The describeProtectedRoomsSet macro here is also returning fake instances¹² of the RoomStateManager and PolicyRoomManager that we can use later to manipulate the state of any dependants.

For example, we can manipulate the state of the policy room to mimick the issuing of a new policy.

roomStateManager.appendState({
  room: policyRoom,
  policyDescriptions: [
    { entity: spammerToBanUserID, type: PolicyRuleType.User },
  ],
});

Then we can use spies to see what happens next!

This is something that I have been wishing for for over two years. It's taken until now to have all the prerequisites that have made this possible. I couldn't even imagine what this macro would look like until I started writing the test for the MemberBanSynchronisationProtection. It was only possible because of the length I've gone to in order to isolate Matrix clients and other dependencies in this library from the start.

Because everything in MPS is interfaced and provided explicitly, it becomes just a chore to fake real scenarios that we might see in the wild on Matrix, all without talking to a real homeserver. Most software can do this to some degree, but we can do it anywhere and everywhere in the code base, there is no dependency on any Matrix client or architecture (since remember, we have to cater to appservices too) whatsoever.

When I first wrote the tests for MemberBanSynchronisationProtection using these macros I was euphoric, because it showed that the work I'd put into designing MPS this way had paid off. Tests can be comprehensive and concise, and I don't have to compromise code quality in them.

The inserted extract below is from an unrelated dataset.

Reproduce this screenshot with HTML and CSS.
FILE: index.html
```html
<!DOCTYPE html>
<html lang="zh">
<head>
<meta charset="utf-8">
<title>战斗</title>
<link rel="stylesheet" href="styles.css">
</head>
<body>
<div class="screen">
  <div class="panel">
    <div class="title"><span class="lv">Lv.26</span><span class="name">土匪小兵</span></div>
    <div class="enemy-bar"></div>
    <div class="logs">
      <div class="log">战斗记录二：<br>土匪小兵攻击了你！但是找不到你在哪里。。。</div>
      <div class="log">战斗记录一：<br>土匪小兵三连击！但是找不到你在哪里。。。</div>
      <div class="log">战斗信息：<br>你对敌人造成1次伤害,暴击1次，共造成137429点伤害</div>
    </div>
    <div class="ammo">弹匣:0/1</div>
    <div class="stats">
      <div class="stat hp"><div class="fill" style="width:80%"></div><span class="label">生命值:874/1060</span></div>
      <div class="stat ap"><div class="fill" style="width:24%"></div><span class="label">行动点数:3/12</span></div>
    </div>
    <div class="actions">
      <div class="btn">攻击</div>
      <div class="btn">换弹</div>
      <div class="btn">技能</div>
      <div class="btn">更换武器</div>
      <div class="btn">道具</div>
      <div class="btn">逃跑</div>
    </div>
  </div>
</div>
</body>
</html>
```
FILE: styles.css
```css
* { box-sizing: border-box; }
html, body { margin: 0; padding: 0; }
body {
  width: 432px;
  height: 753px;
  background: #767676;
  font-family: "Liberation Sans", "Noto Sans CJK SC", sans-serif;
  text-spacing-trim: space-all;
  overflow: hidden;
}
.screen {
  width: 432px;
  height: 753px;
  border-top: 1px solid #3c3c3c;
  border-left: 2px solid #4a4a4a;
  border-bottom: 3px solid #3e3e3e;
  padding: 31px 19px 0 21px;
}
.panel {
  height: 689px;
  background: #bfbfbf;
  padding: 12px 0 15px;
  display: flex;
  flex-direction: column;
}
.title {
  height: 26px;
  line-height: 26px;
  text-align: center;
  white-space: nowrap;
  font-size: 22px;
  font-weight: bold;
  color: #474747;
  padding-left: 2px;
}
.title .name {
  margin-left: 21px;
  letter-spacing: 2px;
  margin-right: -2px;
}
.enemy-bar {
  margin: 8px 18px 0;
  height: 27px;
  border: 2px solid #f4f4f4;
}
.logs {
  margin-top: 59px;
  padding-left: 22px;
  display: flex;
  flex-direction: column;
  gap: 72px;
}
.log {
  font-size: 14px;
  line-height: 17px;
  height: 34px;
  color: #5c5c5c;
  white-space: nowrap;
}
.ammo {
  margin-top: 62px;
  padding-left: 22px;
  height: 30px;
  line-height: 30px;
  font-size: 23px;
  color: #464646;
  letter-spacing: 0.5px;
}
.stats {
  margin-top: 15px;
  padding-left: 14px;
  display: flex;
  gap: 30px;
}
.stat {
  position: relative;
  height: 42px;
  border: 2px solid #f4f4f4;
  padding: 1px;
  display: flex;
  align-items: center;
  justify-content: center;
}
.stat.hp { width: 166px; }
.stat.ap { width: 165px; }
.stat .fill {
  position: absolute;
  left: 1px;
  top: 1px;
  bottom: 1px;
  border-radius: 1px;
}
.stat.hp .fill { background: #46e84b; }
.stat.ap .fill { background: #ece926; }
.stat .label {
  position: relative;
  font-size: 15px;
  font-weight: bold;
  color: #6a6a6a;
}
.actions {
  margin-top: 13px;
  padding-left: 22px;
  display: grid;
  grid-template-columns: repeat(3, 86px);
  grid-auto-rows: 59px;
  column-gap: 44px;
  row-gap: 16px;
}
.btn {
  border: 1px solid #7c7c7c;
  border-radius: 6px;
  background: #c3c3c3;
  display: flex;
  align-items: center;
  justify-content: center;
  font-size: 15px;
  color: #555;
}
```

It's strange, because what I haven't told you yet is that before the 19th of January we were feeling pretty defeated about finding a way to move forward with the unit tests. It felt like the protections needed too many things to be faked to work conveniently. I went scouring the internet for answers and eventually found the book "Working effectively with legacy code", by Michael C. Feathers. This book helped immediately, I haven't read the entire book but just following through the first few chapters has given me the terminology and context to find out what I need. I wish I had this book to hand years ago. It took about three days to go from feeling defeated to having finished my declarative room state API.

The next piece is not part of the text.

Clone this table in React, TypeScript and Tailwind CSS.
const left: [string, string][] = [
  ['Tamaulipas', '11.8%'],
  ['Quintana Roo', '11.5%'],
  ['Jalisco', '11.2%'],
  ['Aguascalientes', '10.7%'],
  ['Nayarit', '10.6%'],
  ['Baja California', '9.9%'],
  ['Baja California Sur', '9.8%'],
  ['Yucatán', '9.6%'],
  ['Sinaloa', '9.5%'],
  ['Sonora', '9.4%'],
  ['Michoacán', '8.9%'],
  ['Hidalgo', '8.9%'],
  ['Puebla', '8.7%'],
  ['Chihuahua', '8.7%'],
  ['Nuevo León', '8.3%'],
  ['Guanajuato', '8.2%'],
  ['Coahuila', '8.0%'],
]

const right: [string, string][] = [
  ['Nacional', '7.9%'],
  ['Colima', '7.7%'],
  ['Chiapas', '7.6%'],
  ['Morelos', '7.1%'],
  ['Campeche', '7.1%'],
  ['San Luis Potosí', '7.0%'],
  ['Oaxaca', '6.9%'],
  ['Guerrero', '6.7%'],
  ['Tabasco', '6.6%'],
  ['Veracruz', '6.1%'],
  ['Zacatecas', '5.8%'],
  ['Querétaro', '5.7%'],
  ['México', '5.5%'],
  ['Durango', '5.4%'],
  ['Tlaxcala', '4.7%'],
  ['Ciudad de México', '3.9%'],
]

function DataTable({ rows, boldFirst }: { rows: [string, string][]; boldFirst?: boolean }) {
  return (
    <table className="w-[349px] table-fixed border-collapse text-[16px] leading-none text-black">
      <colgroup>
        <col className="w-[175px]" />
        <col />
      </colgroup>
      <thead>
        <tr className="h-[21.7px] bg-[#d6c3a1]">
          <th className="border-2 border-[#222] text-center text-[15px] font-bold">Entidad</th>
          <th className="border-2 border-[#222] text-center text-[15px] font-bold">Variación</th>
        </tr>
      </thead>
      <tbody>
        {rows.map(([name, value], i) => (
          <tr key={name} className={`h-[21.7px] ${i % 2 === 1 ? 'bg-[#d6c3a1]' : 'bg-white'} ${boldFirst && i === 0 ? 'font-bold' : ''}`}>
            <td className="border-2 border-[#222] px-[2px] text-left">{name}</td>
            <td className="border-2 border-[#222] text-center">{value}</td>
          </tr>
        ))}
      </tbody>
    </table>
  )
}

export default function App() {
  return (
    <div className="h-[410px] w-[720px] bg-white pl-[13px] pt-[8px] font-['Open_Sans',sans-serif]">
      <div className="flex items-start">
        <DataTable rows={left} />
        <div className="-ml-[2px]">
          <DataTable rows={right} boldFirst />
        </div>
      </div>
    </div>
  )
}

When the RoomStateRevision and RoomStateRevisionIssuer interfaces were designed, we wanted the consumer to be able to decide which state events they would be informed about and which state events would be stored in whole within each revision.

This was done using a StateTrackingMeta configuration object, which categorised state types into stored and inform (missing types would be ignored). For the changes to state events of the inform type to be calculated, we would need to store a minimal version of the state event and this is what the TrackedStateEvent was. A minimal interface that would allow us to work out whether an event had been modified or redacted.

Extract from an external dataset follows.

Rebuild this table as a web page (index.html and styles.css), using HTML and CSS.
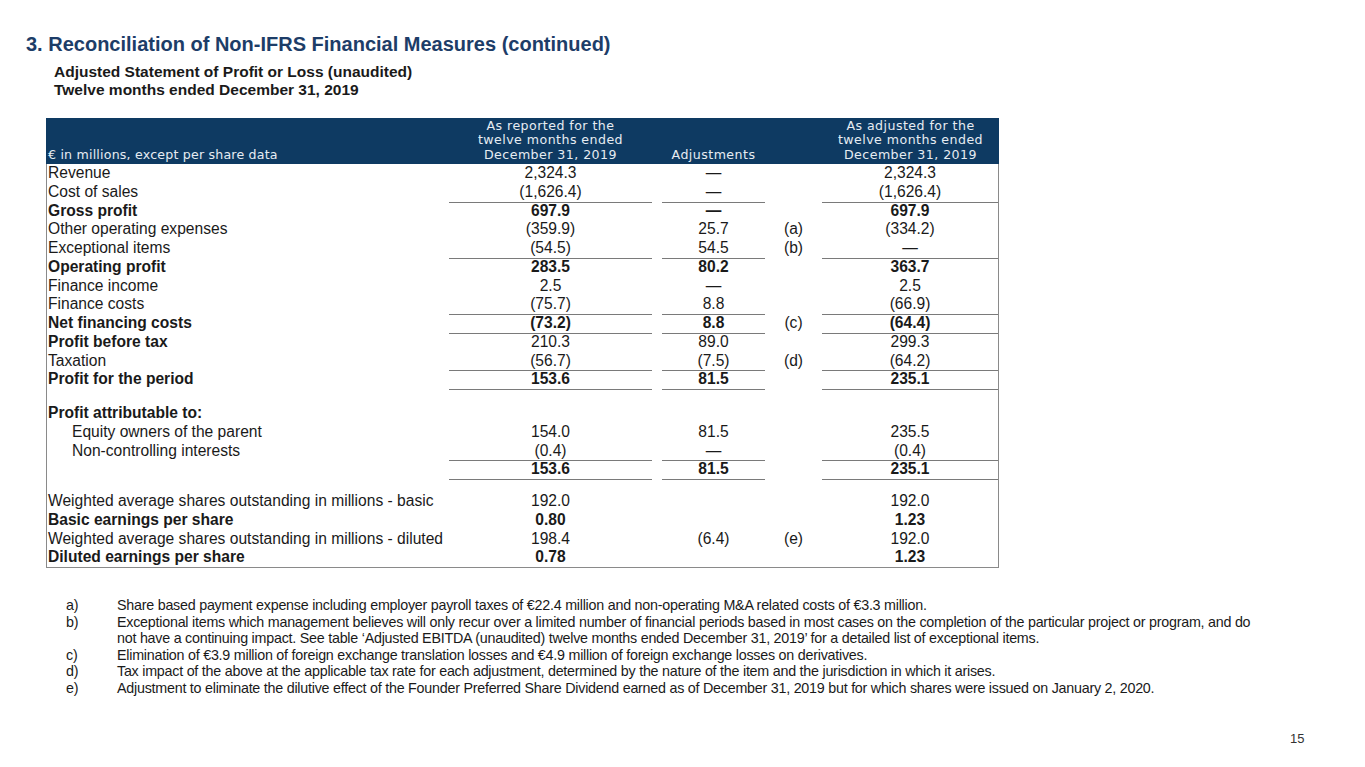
FILE: index.html
```html
<!DOCTYPE html>
<html lang="en">
<head>
<meta charset="utf-8">
<title>Reconciliation of Non-IFRS Financial Measures</title>
<link rel="stylesheet" href="styles.css">
</head>
<body>
<div class="page">
  <h1 class="title">3. Reconciliation of Non-IFRS Financial Measures (continued)</h1>
  <div class="subtitle">
    <div>Adjusted Statement of Profit or Loss (unaudited)</div>
    <div>Twelve months ended December 31, 2019</div>
  </div>

  <div class="table">
    <div class="row head">
      <div class="label">€ in millions, except per share data</div>
      <div class="c1">As reported for the<br>twelve months ended<br>December 31, 2019</div>
      <div class="c2">Adjustments</div>
      <div class="note"></div>
      <div class="c3">As adjusted for the<br>twelve months ended<br>December 31, 2019</div>
    </div>
    <div class="body">
      <div class="row"><div class="label">Revenue</div><div class="c1">2,324.3</div><div class="c2">—</div><div class="note"></div><div class="c3">2,324.3</div></div>
      <div class="row rule"><div class="label">Cost of sales</div><div class="c1">(1,626.4)</div><div class="c2">—</div><div class="note"></div><div class="c3">(1,626.4)</div></div>
      <div class="row bold"><div class="label">Gross profit</div><div class="c1">697.9</div><div class="c2">—</div><div class="note"></div><div class="c3">697.9</div></div>
      <div class="row"><div class="label">Other operating expenses</div><div class="c1">(359.9)</div><div class="c2">25.7</div><div class="note">(a)</div><div class="c3">(334.2)</div></div>
      <div class="row rule"><div class="label">Exceptional items</div><div class="c1">(54.5)</div><div class="c2">54.5</div><div class="note">(b)</div><div class="c3">—</div></div>
      <div class="row bold"><div class="label">Operating profit</div><div class="c1">283.5</div><div class="c2">80.2</div><div class="note"></div><div class="c3">363.7</div></div>
      <div class="row"><div class="label">Finance income</div><div class="c1">2.5</div><div class="c2">—</div><div class="note"></div><div class="c3">2.5</div></div>
      <div class="row rule"><div class="label">Finance costs</div><div class="c1">(75.7)</div><div class="c2">8.8</div><div class="note"></div><div class="c3">(66.9)</div></div>
      <div class="row bold rule"><div class="label">Net financing costs</div><div class="c1">(73.2)</div><div class="c2">8.8</div><div class="note">(c)</div><div class="c3">(64.4)</div></div>
      <div class="row"><div class="label bold">Profit before tax</div><div class="c1">210.3</div><div class="c2">89.0</div><div class="note"></div><div class="c3">299.3</div></div>
      <div class="row rule"><div class="label">Taxation</div><div class="c1">(56.7)</div><div class="c2">(7.5)</div><div class="note">(d)</div><div class="c3">(64.2)</div></div>
      <div class="row bold rule"><div class="label">Profit for the period</div><div class="c1">153.6</div><div class="c2">81.5</div><div class="note"></div><div class="c3">235.1</div></div>
      <div class="spacer s1"></div>
      <div class="row bold"><div class="label">Profit attributable to:</div><div class="c1"></div><div class="c2"></div><div class="note"></div><div class="c3"></div></div>
      <div class="row"><div class="label indent">Equity owners of the parent</div><div class="c1">154.0</div><div class="c2">81.5</div><div class="note"></div><div class="c3">235.5</div></div>
      <div class="row rule"><div class="label indent">Non-controlling interests</div><div class="c1">(0.4)</div><div class="c2">—</div><div class="note"></div><div class="c3">(0.4)</div></div>
      <div class="row bold rule"><div class="label"></div><div class="c1">153.6</div><div class="c2">81.5</div><div class="note"></div><div class="c3">235.1</div></div>
      <div class="spacer s2"></div>
      <div class="row"><div class="label">Weighted average shares outstanding in millions - basic</div><div class="c1">192.0</div><div class="c2"></div><div class="note"></div><div class="c3">192.0</div></div>
      <div class="row bold"><div class="label">Basic earnings per share</div><div class="c1">0.80</div><div class="c2"></div><div class="note"></div><div class="c3">1.23</div></div>
      <div class="row"><div class="label">Weighted average shares outstanding in millions - diluted</div><div class="c1">198.4</div><div class="c2">(6.4)</div><div class="note">(e)</div><div class="c3">192.0</div></div>
      <div class="row bold"><div class="label">Diluted earnings per share</div><div class="c1">0.78</div><div class="c2"></div><div class="note"></div><div class="c3">1.23</div></div>
    </div>
  </div>

  <div class="notes">
    <div class="fn"><span class="fl">a)</span><span class="ft">Share based payment expense including employer payroll taxes of €22.4 million and non-operating M&amp;A related costs of €3.3 million.</span></div>
    <div class="fn"><span class="fl">b)</span><span class="ft">Exceptional items which management believes will only recur over a limited number of financial periods based in most cases on the completion of the particular project or program, and do not have a continuing impact. See table ‘Adjusted EBITDA (unaudited) twelve months ended December 31, 2019’ for a detailed list of exceptional items.</span></div>
    <div class="fn"><span class="fl">c)</span><span class="ft">Elimination of €3.9 million of foreign exchange translation losses and €4.9 million of foreign exchange losses on derivatives.</span></div>
    <div class="fn"><span class="fl">d)</span><span class="ft">Tax impact of the above at the applicable tax rate for each adjustment, determined by the nature of the item and the jurisdiction in which it arises.</span></div>
    <div class="fn"><span class="fl">e)</span><span class="ft">Adjustment to eliminate the dilutive effect of the Founder Preferred Share Dividend earned as of December 31, 2019 but for which shares were issued on January 2, 2020.</span></div>
  </div>

  <div class="pagenum">15</div>
</div>
</body>
</html>
```
FILE: styles.css
```css
* { box-sizing: border-box; }
html, body { margin: 0; padding: 0; background: #fff; }
body {
  font-family: "Liberation Sans", Arial, sans-serif;
  color: #1a1a1a;
  width: 1365px;
  height: 767px;
  overflow: hidden;
}
.page {
  position: relative;
  width: 1365px;
  height: 767px;
  padding: 32px 0 0 26px;
}
.title {
  margin: 0;
  font-size: 20px;
  line-height: 24px;
  font-weight: bold;
  color: #1d3d68;
}
.subtitle {
  margin: 7px 0 0 28px;
  font-size: 15.5px;
  font-weight: bold;
  line-height: 17.5px;
  color: #1a1a1a;
}
.table {
  margin: 20px 0 0 20px;
  width: 953px;
}
.row {
  display: grid;
  grid-template-columns: 403px 203px 113px 57px 177px;
  height: 18.75px;
  line-height: 18.75px;
  font-size: 15.6px;
}
.row > div { white-space: nowrap; }
.row .label { padding-left: 1px; }
.row .c1, .row .c2, .row .c3 { text-align: center; }
.row .c2 { margin-left: 10px; }
.row .note { text-align: center; font-weight: normal; }
.row.rule .c1, .row.rule .c2, .row.rule .c3 { border-bottom: 1px solid #7a7a7a; }
.bold { font-weight: bold; }
.indent { padding-left: 25px !important; }

.row.head {
  height: 46px;
  background: #0e3a62;
  color: #e6ecf2;
  font-family: "DejaVu Sans", "Liberation Sans", sans-serif;
  font-size: 12.6px;
  letter-spacing: 0.45px;
  line-height: 14.8px;
  align-items: end;
  padding-bottom: 1px;
}
.row.head .label { padding-left: 2px; letter-spacing: 0.2px; }

.body {
  border-left: 1px solid #8a8a8a;
  border-right: 1px solid #8a8a8a;
  border-bottom: 1px solid #8a8a8a;
}
.body .row { grid-template-columns: 402px 203px 113px 57px 176px; }
.spacer.s1 { height: 15px; }
.spacer.s2 { height: 13px; }

.notes {
  margin: 29px 0 0 40px;
  font-size: 14.3px;
  letter-spacing: -0.24px;
  line-height: 16.6px;
  width: 1199px;
}
.fn { display: grid; grid-template-columns: 51px 1fr; }

.pagenum {
  position: absolute;
  left: 1290px;
  top: 731px;
  font-size: 13px;
  color: #333;
}
```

export interface TrackedStateEvent {
  event_id: StringEventID;
  type: string;
  state_key: string;
  content_keys: number;
}

The reason for having such an interface was so that, we wouldn't need to waste space on keeping the original source events around in memory in the situation where the consumer was immediately going to parse the matrix event into something entirely different. An example of this would be policy rules, since those are usually parsed into an instance of a specialized class, which is used to create the PolicyRoomRevision. However, given that most state in a room is almost certainly going to be from room membership, and most of the fields that compose a membership event would be preserved anyways, it wasn't clear what benefit we were getting from restricting revisions to containing TrackedStateEvent objects. By my calculations, it didn't really seem like caching room state in these revisions was costing us enough to be this worried and engineered specifically for.

The cost of having this interface was that all revision types that depended upon a RoomStateRevision to construct, such as the RoomMembershipRevision or the PolicyRoomRevision, would have to be constructed incrementally via a RoomStateRevisionIssuer. Even then we would need every single revision relating to a room since MPS started tracking that room. Which did work for Draupnir, but might not work for everyone and it was beginning to obstruct testing, where we needed to use revisions because we had no other fake equivalent of a room.

In MPS issue #6 (linked earlier) I reason that the space saving from this optimization was going to be linear and wouldn't by itself avoid the issues that protecting a room with say a million Matrix users might cause. Though I'm not going to speculate what issues those might be, I think everyone can imagine. By that point, the ecosystem would probably have to undergo an architecture shift as a whole.

So in short, a RoomStateRevision will now preserve the source event and all room state. Even if someone needed to only have a revision of certain state types, they could engineer that themselves very easily using the interfaces provided, they don't need it baked in.

I had totally forgotten that this existed, but it made sense to me why it does exist. A PolicyScope refers to the combination of PolicyRuleType and Recommendation. That is an event type such as m.policy.rule.user, and the recommendation of that policy, usually m.ban.

It's useful to group policies by their scope because that is how policies are searched for. For example, when we want to test whether @spammer:example.com has a matching ban recommendation, we would need to search for all policies in the scope m.policy.rule.user & m.ban. If we've already grouped policies by scope, we can skip that step.

For this specific use case, the grouping can be taken a step further. Policy rules can be split into two kinds. Literal rules, which are rules that match against an exact user, for example @spam:example.com. And glob rules, which match using a glob such as @*:evil.example.com. In MPS we take the liberty of then putting literal rules into a table, where we can just lookup all the rules sharing the same literal once. Scanning against all glob rules can then be done separately, if necessary.

Creating these scopes is quite complex. The time that we save for the consumers of any PolicyRuleRevision is paid upfront when any revision is revised. Though this upfront cost is felt more in code complexity than actual runtime performance. It turns out, that I never wrote the code to do so! I had simply written code to copy any existing scope associated with the previous revision, and it seems that at a glance such code can pass as doing the job.

So I had to write the code to do that.